[Source records]

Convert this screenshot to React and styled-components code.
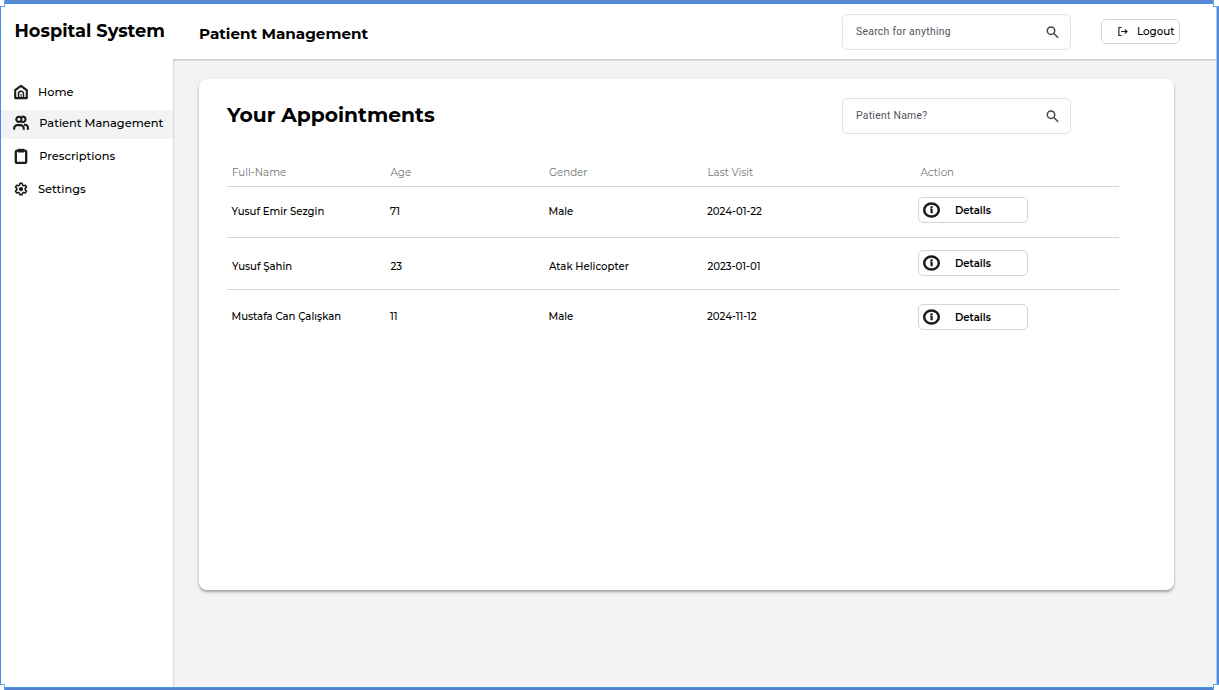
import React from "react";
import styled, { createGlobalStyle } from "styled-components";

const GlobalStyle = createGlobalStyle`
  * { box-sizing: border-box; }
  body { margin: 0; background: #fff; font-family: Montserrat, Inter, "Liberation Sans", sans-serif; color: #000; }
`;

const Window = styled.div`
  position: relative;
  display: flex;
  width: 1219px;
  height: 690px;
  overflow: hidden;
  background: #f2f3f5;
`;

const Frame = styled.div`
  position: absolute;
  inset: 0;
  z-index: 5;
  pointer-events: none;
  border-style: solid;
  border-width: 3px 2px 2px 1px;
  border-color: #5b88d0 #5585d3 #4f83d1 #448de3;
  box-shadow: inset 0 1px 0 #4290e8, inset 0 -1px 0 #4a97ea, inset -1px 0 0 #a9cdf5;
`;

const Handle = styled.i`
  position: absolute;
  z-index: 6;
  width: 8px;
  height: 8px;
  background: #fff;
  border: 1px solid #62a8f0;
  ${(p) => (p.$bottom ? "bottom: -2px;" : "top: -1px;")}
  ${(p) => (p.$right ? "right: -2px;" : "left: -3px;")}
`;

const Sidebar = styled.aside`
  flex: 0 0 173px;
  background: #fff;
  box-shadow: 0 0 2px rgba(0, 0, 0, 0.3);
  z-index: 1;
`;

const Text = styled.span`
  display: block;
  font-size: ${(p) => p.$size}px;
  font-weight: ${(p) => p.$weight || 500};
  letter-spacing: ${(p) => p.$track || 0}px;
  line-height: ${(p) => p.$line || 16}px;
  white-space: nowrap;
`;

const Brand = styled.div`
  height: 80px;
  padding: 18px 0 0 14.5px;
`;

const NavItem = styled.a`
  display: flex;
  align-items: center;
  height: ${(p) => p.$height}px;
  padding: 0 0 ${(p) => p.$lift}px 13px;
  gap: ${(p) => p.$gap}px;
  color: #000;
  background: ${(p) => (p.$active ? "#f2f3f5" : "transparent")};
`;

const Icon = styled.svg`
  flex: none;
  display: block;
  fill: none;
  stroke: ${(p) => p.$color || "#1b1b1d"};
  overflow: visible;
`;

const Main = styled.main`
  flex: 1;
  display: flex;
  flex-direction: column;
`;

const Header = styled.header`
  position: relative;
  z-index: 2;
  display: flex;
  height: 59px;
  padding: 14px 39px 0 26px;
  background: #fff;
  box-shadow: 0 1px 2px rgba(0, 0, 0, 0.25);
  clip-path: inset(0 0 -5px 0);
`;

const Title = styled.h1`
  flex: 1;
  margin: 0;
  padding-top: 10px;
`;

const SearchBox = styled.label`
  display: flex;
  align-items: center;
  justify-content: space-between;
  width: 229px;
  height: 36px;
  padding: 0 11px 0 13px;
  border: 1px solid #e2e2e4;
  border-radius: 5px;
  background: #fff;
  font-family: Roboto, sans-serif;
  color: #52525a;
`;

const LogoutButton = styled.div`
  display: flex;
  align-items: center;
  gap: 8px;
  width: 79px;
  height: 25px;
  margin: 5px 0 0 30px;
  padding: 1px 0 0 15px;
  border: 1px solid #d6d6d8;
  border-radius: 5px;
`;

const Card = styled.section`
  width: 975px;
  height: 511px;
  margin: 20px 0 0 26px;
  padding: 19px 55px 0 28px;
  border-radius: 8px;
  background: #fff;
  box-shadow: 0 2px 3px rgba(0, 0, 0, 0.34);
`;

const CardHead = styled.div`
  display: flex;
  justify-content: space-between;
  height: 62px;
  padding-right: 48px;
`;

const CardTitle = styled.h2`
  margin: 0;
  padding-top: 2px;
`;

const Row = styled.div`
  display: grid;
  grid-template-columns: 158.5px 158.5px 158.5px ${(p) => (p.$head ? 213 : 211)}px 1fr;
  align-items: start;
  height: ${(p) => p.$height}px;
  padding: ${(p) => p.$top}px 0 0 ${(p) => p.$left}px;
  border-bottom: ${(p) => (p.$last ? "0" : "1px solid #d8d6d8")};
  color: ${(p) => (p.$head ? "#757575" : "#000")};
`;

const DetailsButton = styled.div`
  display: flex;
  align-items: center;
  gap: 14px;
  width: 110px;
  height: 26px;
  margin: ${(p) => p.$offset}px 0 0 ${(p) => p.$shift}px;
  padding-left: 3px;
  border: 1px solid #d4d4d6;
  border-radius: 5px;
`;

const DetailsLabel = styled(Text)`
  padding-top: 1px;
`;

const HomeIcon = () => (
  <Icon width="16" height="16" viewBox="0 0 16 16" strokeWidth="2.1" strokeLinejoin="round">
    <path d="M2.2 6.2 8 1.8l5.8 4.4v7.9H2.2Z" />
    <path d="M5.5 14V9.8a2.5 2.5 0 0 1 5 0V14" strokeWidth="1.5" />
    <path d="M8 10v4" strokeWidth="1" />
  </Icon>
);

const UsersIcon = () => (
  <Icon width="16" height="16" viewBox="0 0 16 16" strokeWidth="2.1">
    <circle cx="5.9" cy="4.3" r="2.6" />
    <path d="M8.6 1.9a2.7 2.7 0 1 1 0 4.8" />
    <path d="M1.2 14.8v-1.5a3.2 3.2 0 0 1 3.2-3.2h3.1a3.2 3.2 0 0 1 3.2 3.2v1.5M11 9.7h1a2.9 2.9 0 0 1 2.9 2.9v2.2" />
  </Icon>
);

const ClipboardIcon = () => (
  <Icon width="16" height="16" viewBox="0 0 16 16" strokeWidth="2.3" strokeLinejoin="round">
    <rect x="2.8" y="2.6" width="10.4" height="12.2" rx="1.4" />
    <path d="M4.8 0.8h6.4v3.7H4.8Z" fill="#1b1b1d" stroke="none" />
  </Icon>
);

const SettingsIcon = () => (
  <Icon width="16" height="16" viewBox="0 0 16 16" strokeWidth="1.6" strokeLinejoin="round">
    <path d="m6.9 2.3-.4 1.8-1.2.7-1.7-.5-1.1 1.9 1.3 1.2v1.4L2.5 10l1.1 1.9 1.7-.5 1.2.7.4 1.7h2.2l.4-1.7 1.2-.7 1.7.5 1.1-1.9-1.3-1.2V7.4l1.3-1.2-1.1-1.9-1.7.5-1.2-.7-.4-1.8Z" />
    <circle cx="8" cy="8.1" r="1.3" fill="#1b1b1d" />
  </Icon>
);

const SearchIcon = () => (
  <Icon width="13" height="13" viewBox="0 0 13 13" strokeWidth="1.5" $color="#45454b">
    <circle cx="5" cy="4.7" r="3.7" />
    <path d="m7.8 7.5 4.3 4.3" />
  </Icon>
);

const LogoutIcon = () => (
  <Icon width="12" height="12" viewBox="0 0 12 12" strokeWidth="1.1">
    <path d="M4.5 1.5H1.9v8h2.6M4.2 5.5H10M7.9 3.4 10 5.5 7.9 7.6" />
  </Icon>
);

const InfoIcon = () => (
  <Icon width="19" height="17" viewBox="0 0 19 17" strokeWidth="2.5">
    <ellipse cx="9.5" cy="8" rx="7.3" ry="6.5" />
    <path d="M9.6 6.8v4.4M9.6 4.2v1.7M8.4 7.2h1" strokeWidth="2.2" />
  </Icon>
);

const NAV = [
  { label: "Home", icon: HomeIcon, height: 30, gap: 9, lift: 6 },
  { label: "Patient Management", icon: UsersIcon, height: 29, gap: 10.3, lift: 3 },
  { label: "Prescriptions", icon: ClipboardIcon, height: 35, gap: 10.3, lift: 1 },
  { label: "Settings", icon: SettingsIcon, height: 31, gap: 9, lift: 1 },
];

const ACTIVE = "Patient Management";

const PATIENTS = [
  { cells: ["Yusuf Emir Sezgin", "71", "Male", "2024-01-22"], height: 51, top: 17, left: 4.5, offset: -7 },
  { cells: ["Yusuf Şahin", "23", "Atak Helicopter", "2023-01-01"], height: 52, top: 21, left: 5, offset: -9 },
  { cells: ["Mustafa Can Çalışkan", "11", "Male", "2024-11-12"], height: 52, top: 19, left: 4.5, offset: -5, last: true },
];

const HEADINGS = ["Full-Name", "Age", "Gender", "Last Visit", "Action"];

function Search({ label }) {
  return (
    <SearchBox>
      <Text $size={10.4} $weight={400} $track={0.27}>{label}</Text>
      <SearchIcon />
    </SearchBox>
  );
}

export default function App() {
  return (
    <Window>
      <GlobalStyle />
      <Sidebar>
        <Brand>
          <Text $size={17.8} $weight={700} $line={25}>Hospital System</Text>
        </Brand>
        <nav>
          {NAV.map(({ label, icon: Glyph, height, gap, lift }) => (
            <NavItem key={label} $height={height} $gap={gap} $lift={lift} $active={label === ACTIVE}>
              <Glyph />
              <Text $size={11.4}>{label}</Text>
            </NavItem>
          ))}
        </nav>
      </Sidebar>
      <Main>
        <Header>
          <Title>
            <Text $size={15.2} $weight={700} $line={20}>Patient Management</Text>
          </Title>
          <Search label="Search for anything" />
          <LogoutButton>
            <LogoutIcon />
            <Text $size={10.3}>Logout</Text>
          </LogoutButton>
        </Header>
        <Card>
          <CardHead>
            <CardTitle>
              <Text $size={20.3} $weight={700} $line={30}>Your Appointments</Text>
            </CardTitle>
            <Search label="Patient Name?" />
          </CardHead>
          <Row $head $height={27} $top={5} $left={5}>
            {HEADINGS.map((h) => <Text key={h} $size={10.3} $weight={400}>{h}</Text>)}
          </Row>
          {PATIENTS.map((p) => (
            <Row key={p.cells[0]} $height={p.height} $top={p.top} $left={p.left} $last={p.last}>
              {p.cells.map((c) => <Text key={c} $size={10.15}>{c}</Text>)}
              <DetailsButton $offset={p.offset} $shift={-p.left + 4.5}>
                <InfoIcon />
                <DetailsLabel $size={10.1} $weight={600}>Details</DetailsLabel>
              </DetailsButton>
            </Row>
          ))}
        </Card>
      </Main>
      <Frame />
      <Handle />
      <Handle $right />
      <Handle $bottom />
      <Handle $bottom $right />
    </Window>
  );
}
* * *
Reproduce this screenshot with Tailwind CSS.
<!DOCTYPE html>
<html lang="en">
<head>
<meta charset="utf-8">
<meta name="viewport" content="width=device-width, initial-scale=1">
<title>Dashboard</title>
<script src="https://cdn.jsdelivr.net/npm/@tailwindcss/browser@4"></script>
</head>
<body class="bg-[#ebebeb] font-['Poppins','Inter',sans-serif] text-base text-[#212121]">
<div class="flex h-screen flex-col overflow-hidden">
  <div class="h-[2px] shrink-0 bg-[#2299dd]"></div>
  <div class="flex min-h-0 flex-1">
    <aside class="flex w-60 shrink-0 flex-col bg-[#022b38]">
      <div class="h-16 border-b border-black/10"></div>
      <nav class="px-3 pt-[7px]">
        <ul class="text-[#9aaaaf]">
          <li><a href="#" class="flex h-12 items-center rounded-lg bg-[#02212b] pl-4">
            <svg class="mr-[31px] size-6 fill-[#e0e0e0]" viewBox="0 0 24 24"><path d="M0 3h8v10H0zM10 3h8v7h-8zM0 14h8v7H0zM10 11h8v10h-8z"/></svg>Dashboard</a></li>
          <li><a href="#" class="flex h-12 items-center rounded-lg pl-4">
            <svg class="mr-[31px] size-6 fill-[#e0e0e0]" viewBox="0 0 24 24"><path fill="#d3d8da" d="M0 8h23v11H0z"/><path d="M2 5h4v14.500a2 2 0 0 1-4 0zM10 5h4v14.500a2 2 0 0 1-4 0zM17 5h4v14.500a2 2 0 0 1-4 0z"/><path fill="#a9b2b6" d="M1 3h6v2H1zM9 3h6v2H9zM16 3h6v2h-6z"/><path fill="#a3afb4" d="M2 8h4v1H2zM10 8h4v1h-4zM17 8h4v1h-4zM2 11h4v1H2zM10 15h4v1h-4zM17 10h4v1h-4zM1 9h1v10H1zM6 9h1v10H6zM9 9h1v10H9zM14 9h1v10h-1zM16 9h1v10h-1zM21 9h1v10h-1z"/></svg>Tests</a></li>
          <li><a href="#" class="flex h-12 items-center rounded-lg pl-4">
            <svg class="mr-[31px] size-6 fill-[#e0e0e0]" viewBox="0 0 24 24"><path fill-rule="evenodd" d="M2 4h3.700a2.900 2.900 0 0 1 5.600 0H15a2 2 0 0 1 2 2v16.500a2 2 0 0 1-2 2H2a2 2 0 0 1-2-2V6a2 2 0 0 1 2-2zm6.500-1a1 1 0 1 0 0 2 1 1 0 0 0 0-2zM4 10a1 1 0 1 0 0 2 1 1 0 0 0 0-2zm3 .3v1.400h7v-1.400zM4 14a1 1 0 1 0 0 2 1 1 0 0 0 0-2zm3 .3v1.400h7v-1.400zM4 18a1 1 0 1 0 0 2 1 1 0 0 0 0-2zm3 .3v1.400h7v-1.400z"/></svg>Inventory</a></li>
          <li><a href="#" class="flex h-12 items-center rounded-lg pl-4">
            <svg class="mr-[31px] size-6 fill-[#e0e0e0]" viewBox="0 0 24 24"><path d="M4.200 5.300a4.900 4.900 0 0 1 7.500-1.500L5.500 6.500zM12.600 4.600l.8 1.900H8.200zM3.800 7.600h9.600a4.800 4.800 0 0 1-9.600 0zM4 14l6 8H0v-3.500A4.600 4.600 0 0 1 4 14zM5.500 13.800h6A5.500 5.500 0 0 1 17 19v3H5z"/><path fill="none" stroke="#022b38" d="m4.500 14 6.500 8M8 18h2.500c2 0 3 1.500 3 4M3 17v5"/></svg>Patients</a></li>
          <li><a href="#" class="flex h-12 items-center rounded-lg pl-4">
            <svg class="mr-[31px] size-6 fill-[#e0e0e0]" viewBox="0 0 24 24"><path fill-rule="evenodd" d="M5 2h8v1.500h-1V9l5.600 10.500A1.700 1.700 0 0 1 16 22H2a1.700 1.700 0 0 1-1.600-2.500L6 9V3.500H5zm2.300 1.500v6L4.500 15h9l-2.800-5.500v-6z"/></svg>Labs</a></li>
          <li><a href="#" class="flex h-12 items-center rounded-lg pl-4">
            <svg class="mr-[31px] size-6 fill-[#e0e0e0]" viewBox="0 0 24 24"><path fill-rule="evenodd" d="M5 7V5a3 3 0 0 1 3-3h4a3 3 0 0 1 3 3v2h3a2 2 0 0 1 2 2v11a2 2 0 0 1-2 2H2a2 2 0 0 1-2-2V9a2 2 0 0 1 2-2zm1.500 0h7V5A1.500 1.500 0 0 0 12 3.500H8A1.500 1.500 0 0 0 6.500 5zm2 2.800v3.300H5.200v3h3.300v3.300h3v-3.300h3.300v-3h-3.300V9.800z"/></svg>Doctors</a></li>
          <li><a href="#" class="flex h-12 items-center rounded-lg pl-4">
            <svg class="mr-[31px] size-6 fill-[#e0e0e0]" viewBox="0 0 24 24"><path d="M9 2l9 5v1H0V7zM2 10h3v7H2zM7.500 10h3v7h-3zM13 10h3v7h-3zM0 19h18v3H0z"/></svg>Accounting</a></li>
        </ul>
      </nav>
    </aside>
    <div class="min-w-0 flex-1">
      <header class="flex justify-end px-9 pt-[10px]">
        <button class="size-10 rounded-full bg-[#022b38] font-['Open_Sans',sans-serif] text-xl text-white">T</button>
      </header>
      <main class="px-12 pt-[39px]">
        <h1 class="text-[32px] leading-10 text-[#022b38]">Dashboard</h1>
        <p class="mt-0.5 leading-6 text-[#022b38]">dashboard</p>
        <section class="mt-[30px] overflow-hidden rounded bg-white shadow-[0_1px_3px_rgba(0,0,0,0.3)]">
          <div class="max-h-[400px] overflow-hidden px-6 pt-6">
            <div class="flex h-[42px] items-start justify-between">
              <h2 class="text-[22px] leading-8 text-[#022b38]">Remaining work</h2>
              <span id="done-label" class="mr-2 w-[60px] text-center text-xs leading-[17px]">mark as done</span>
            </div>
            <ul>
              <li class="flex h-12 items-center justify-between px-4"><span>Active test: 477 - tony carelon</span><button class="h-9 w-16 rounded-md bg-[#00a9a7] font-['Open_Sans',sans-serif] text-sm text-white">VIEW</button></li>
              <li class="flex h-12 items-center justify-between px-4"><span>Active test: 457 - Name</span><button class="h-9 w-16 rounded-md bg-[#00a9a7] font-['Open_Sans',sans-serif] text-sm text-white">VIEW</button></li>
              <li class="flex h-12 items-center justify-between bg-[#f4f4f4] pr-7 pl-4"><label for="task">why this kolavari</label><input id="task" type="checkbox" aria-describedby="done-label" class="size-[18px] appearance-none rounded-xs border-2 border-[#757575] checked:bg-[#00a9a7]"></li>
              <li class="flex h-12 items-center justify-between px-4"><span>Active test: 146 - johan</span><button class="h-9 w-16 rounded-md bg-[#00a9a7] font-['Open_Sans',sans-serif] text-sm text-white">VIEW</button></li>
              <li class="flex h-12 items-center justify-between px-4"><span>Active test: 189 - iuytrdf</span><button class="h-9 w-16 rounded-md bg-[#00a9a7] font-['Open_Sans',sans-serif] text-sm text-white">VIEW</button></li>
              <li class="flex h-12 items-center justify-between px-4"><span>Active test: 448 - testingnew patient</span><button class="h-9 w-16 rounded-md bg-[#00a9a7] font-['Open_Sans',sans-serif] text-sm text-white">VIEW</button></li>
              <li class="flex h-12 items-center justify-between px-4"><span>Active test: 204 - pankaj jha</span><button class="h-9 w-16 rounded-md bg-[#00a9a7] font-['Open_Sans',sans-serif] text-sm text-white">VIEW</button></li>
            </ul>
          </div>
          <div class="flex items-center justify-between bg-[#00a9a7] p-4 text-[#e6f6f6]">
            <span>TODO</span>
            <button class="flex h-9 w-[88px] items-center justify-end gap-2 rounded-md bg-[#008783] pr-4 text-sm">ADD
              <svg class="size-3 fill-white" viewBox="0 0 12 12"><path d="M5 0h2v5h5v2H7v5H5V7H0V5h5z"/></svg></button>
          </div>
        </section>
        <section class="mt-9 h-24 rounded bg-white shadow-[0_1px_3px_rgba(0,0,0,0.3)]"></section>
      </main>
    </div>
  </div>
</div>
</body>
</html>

Task directions - In the entries above, how many lines hold the word "screenshot"? State the number and nothing else.

Solution - 2